══ INFORMATION PROVIDED
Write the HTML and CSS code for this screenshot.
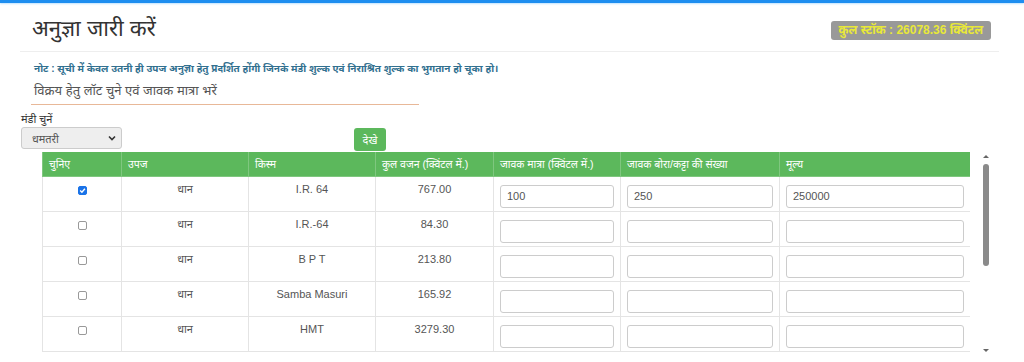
FILE: index.html
```html
<!DOCTYPE html>
<html lang="hi">
<head>
<meta charset="utf-8">
<title>अनुज्ञा जारी करें</title>
<link rel="stylesheet" href="styles.css">
</head>
<body>
<div class="topbar"></div>
<div class="page">
  <div class="head">
    <h1 class="title">अनुज्ञा जारी करें</h1>
    <span class="stock">कुल स्टॉक : 26078.36 क्विंटल</span>
  </div>
  <p class="note">नोट : सूची में केवल उतनी ही उपज अनुज्ञा हेतु प्रदर्शित होंगी जिनके मंडी शुल्क एवं निराश्रित शुल्क का भुगतान हो चूका हो।</p>
  <h2 class="sub">विक्रय हेतु लॉट चुने एवं जावक मात्रा भरें</h2>
  <label class="lbl">मंडी चुनें</label>
  <div class="filter">
    <div class="select"><span>धमतरी</span><svg width="8" height="6" viewBox="0 0 8 6"><path d="M1 1.5 L4 4.5 L7 1.5" fill="none" stroke="#333" stroke-width="1.6"/></svg></div>
    <button class="btn">देखे</button>
  </div>
  <div class="grid-wrap">
    <div class="scroller">
      <table class="grid">
        <colgroup>
          <col class="c1"><col class="c2"><col class="c3"><col class="c4"><col class="c5"><col class="c6"><col class="c7">
        </colgroup>
        <thead>
          <tr><th>चुनिए</th><th>उपज</th><th>किस्म</th><th>कुल वजन (क्विंटल में.)</th><th>जावक मात्रा (क्विंटल में.)</th><th>जावक बोरा/कट्टा की संख्या</th><th>मूल्य</th></tr>
        </thead>
        <tbody>
          <tr><td><span class="cb on"><svg width="7" height="7" viewBox="0 0 7 7"><path d="M1.2 3.6 L2.9 5.2 L5.9 1.8" fill="none" stroke="#fff" stroke-width="1.4"/></svg></span></td><td>धान</td><td>I.R. 64</td><td>767.00</td><td><div class="inp">100</div></td><td><div class="inp">250</div></td><td><div class="inp">250000</div></td></tr>
          <tr><td><span class="cb"></span></td><td>धान</td><td>I.R.-64</td><td>84.30</td><td><div class="inp"></div></td><td><div class="inp"></div></td><td><div class="inp"></div></td></tr>
          <tr><td><span class="cb"></span></td><td>धान</td><td>B P T</td><td>213.80</td><td><div class="inp"></div></td><td><div class="inp"></div></td><td><div class="inp"></div></td></tr>
          <tr><td><span class="cb"></span></td><td>धान</td><td>Samba Masuri</td><td>165.92</td><td><div class="inp"></div></td><td><div class="inp"></div></td><td><div class="inp"></div></td></tr>
          <tr><td><span class="cb"></span></td><td>धान</td><td>HMT</td><td>3279.30</td><td><div class="inp"></div></td><td><div class="inp"></div></td><td><div class="inp"></div></td></tr>
          <tr class="tail"><td></td><td></td><td></td><td></td><td></td><td></td><td></td></tr>
        </tbody>
      </table>
    </div>
    <div class="sbar">
      <span class="arr up"></span>
      <div class="track"><div class="thumb"></div></div>
      <span class="arr down"></span>
    </div>
  </div>
</div>
</body>
</html>
```
FILE: styles.css
```css
html, body {
  margin: 0;
  padding: 0;
  background: #fff;
}
body {
  font-family: "Liberation Sans", Arial, "Noto Sans", sans-serif;
  color: #333;
  height: 362px;
  overflow: hidden;
}
.topbar {
  height: 3px;
  background: #1e8ef0;
  box-shadow: 0 1px 2px #bfe3ff;
}
.page {
  padding: 0 0 0 21px;
}
.head {
  display: flex;
  align-items: flex-start;
  justify-content: space-between;
  width: 979px;
  margin-left: -1px;
  border-bottom: 1px solid #eee;
  height: 48px;
}
.title {
  margin: 12px 0 0 12px;
  font-size: 22px;
  font-weight: normal;
  color: #333;
  line-height: 28px;
}
.stock {
  margin: 18px 8px 0 0;
  background: #999;
  color: #e8e838;
  font-weight: bold;
  font-size: 12px;
  line-height: 19px;
  padding: 0 8px;
  border-radius: 3px;
}
.note {
  margin: 10px 0 0 13px;
  font-size: 10px;
  font-weight: bold;
  color: #31708f;
  line-height: 14px;
}
.sub {
  margin: 5px 0 0 10px;
  width: 385px;
  padding: 0 0 4px 3px;
  font-size: 13px;
  font-weight: normal;
  color: #555;
  line-height: 19px;
  border-bottom: 1px solid #e8b898;
}
.lbl {
  display: block;
  margin-top: 7px;
  font-size: 11px;
  color: #333;
  line-height: 14px;
}
.filter {
  display: flex;
  align-items: flex-start;
  gap: 232px;
  margin-top: 1px;
}
.select {
  width: 101px;
  height: 22px;
  box-sizing: border-box;
  border: 1px solid #ccc;
  border-radius: 3px;
  background: #eee;
  display: flex;
  align-items: center;
  justify-content: space-between;
  padding: 0 5px 0 10px;
  font-size: 11px;
  color: #555;
}
.btn {
  margin-top: 1px;
  width: 32px;
  height: 23px;
  border: none;
  border-radius: 3px;
  background: #5cb85c;
  color: #fff;
  font-size: 11px;
  font-family: inherit;
  padding: 0;
}
.grid-wrap {
  display: flex;
  margin: 1px 0 0 21px;
  height: 200px;
}
.scroller {
  width: 928px;
  overflow: hidden;
}
.grid {
  border-collapse: collapse;
  table-layout: fixed;
  width: 928px;
  font-size: 11px;
}
.c1 { width: 79px; }
.c2 { width: 127px; }
.c3 { width: 127px; }
.c4 { width: 118px; }
.c5 { width: 127px; }
.c6 { width: 159px; }
.c7 { width: 191px; }
.grid th {
  background: #5cb85c;
  color: #fff;
  font-weight: normal;
  font-size: 10.5px;
  text-align: left;
  height: 24px;
  padding: 0 6px;
  border: 1px solid #7fc77f;
  border-top: none;
  box-sizing: border-box;
}
.grid td {
  height: 35px;
  box-sizing: border-box;
  border: 1px solid #e4e4e4;
  text-align: center;
  vertical-align: top;
  padding: 6px 6px 0;
  color: #555;
  line-height: 13px;
}
.cb {
  display: inline-block;
  width: 7px;
  height: 7px;
  border: 1px solid #999;
  border-radius: 2px;
  margin-top: 3px;
  background: #fff;
  vertical-align: top;
}
.cb.on {
  background: #1a73e8;
  border-color: #1a73e8;
}
.cb.on svg {
  display: block;
}
.inp {
  height: 23px;
  box-sizing: border-box;
  border: 1px solid #ccc;
  border-radius: 3px;
  background: #fff;
  text-align: left;
  padding: 0 6px;
  line-height: 21px;
  color: #555;
  margin-top: 1px;
}
.grid td:nth-child(n+5) {
  padding-top: 7px;
}
.sbar {
  margin-left: 11px;
  width: 10px;
  display: flex;
  flex-direction: column;
  align-items: center;
  padding-top: 3px;
}
.arr {
  width: 0;
  height: 0;
  border-left: 3px solid transparent;
  border-right: 3px solid transparent;
}
.arr.up {
  border-bottom: 3px solid #666;
}
.arr.down {
  border-top: 3px solid #666;
}
.track {
  flex: 1;
  width: 10px;
  display: flex;
  justify-content: center;
}
.thumb {
  margin-top: 6px;
  width: 6px;
  height: 102px;
  border-radius: 3px;
  background: #8a8a8a;
}
```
════
- **EXERCISE GOAL**:
Extract all the data above exactly, excluding every picture.

- **RESPONSE TO THIS EXERCISE**:
Write the HTML and CSS code for this screenshot.
FILE: index.html
```html
<!DOCTYPE html>
<html lang="hi">
<head>
<meta charset="utf-8">
<title>अनुज्ञा जारी करें</title>
<link rel="stylesheet" href="styles.css">
</head>
<body>
<div class="topbar"></div>
<div class="page">
  <div class="head">
    <h1 class="title">अनुज्ञा जारी करें</h1>
    <span class="stock">कुल स्टॉक : 26078.36 क्विंटल</span>
  </div>
  <p class="note">नोट : सूची में केवल उतनी ही उपज अनुज्ञा हेतु प्रदर्शित होंगी जिनके मंडी शुल्क एवं निराश्रित शुल्क का भुगतान हो चूका हो।</p>
  <h2 class="sub">विक्रय हेतु लॉट चुने एवं जावक मात्रा भरें</h2>
  <label class="lbl">मंडी चुनें</label>
  <div class="filter">
    <div class="select"><span>धमतरी</span><svg width="8" height="6" viewBox="0 0 8 6"><path d="M1 1.5 L4 4.5 L7 1.5" fill="none" stroke="#333" stroke-width="1.6"/></svg></div>
    <button class="btn">देखे</button>
  </div>
  <div class="grid-wrap">
    <div class="scroller">
      <table class="grid">
        <colgroup>
          <col class="c1"><col class="c2"><col class="c3"><col class="c4"><col class="c5"><col class="c6"><col class="c7">
        </colgroup>
        <thead>
          <tr><th>चुनिए</th><th>उपज</th><th>किस्म</th><th>कुल वजन (क्विंटल में.)</th><th>जावक मात्रा (क्विंटल में.)</th><th>जावक बोरा/कट्टा की संख्या</th><th>मूल्य</th></tr>
        </thead>
        <tbody>
          <tr><td><span class="cb on"><svg width="7" height="7" viewBox="0 0 7 7"><path d="M1.2 3.6 L2.9 5.2 L5.9 1.8" fill="none" stroke="#fff" stroke-width="1.4"/></svg></span></td><td>धान</td><td>I.R. 64</td><td>767.00</td><td><div class="inp">100</div></td><td><div class="inp">250</div></td><td><div class="inp">250000</div></td></tr>
          <tr><td><span class="cb"></span></td><td>धान</td><td>I.R.-64</td><td>84.30</td><td><div class="inp"></div></td><td><div class="inp"></div></td><td><div class="inp"></div></td></tr>
          <tr><td><span class="cb"></span></td><td>धान</td><td>B P T</td><td>213.80</td><td><div class="inp"></div></td><td><div class="inp"></div></td><td><div class="inp"></div></td></tr>
          <tr><td><span class="cb"></span></td><td>धान</td><td>Samba Masuri</td><td>165.92</td><td><div class="inp"></div></td><td><div class="inp"></div></td><td><div class="inp"></div></td></tr>
          <tr><td><span class="cb"></span></td><td>धान</td><td>HMT</td><td>3279.30</td><td><div class="inp"></div></td><td><div class="inp"></div></td><td><div class="inp"></div></td></tr>
          <tr class="tail"><td></td><td></td><td></td><td></td><td></td><td></td><td></td></tr>
        </tbody>
      </table>
    </div>
    <div class="sbar">
      <span class="arr up"></span>
      <div class="track"><div class="thumb"></div></div>
      <span class="arr down"></span>
    </div>
  </div>
</div>
</body>
</html>
```
FILE: styles.css
```css
html, body {
  margin: 0;
  padding: 0;
  background: #fff;
}
body {
  font-family: "Liberation Sans", Arial, "Noto Sans", sans-serif;
  color: #333;
  height: 362px;
  overflow: hidden;
}
.topbar {
  height: 3px;
  background: #1e8ef0;
  box-shadow: 0 1px 2px #bfe3ff;
}
.page {
  padding: 0 0 0 21px;
}
.head {
  display: flex;
  align-items: flex-start;
  justify-content: space-between;
  width: 979px;
  margin-left: -1px;
  border-bottom: 1px solid #eee;
  height: 48px;
}
.title {
  margin: 12px 0 0 12px;
  font-size: 22px;
  font-weight: normal;
  color: #333;
  line-height: 28px;
}
.stock {
  margin: 18px 8px 0 0;
  background: #999;
  color: #e8e838;
  font-weight: bold;
  font-size: 12px;
  line-height: 19px;
  padding: 0 8px;
  border-radius: 3px;
}
.note {
  margin: 10px 0 0 13px;
  font-size: 10px;
  font-weight: bold;
  color: #31708f;
  line-height: 14px;
}
.sub {
  margin: 5px 0 0 10px;
  width: 385px;
  padding: 0 0 4px 3px;
  font-size: 13px;
  font-weight: normal;
  color: #555;
  line-height: 19px;
  border-bottom: 1px solid #e8b898;
}
.lbl {
  display: block;
  margin-top: 7px;
  font-size: 11px;
  color: #333;
  line-height: 14px;
}
.filter {
  display: flex;
  align-items: flex-start;
  gap: 232px;
  margin-top: 1px;
}
.select {
  width: 101px;
  height: 22px;
  box-sizing: border-box;
  border: 1px solid #ccc;
  border-radius: 3px;
  background: #eee;
  display: flex;
  align-items: center;
  justify-content: space-between;
  padding: 0 5px 0 10px;
  font-size: 11px;
  color: #555;
}
.btn {
  margin-top: 1px;
  width: 32px;
  height: 23px;
  border: none;
  border-radius: 3px;
  background: #5cb85c;
  color: #fff;
  font-size: 11px;
  font-family: inherit;
  padding: 0;
}
.grid-wrap {
  display: flex;
  margin: 1px 0 0 21px;
  height: 200px;
}
.scroller {
  width: 928px;
  overflow: hidden;
}
.grid {
  border-collapse: collapse;
  table-layout: fixed;
  width: 928px;
  font-size: 11px;
}
.c1 { width: 79px; }
.c2 { width: 127px; }
.c3 { width: 127px; }
.c4 { width: 118px; }
.c5 { width: 127px; }
.c6 { width: 159px; }
.c7 { width: 191px; }
.grid th {
  background: #5cb85c;
  color: #fff;
  font-weight: normal;
  font-size: 10.5px;
  text-align: left;
  height: 24px;
  padding: 0 6px;
  border: 1px solid #7fc77f;
  border-top: none;
  box-sizing: border-box;
}
.grid td {
  height: 35px;
  box-sizing: border-box;
  border: 1px solid #e4e4e4;
  text-align: center;
  vertical-align: top;
  padding: 6px 6px 0;
  color: #555;
  line-height: 13px;
}
.cb {
  display: inline-block;
  width: 7px;
  height: 7px;
  border: 1px solid #999;
  border-radius: 2px;
  margin-top: 3px;
  background: #fff;
  vertical-align: top;
}
.cb.on {
  background: #1a73e8;
  border-color: #1a73e8;
}
.cb.on svg {
  display: block;
}
.inp {
  height: 23px;
  box-sizing: border-box;
  border: 1px solid #ccc;
  border-radius: 3px;
  background: #fff;
  text-align: left;
  padding: 0 6px;
  line-height: 21px;
  color: #555;
  margin-top: 1px;
}
.grid td:nth-child(n+5) {
  padding-top: 7px;
}
.sbar {
  margin-left: 11px;
  width: 10px;
  display: flex;
  flex-direction: column;
  align-items: center;
  padding-top: 3px;
}
.arr {
  width: 0;
  height: 0;
  border-left: 3px solid transparent;
  border-right: 3px solid transparent;
}
.arr.up {
  border-bottom: 3px solid #666;
}
.arr.down {
  border-top: 3px solid #666;
}
.track {
  flex: 1;
  width: 10px;
  display: flex;
  justify-content: center;
}
.thumb {
  margin-top: 6px;
  width: 6px;
  height: 102px;
  border-radius: 3px;
  background: #8a8a8a;
}
```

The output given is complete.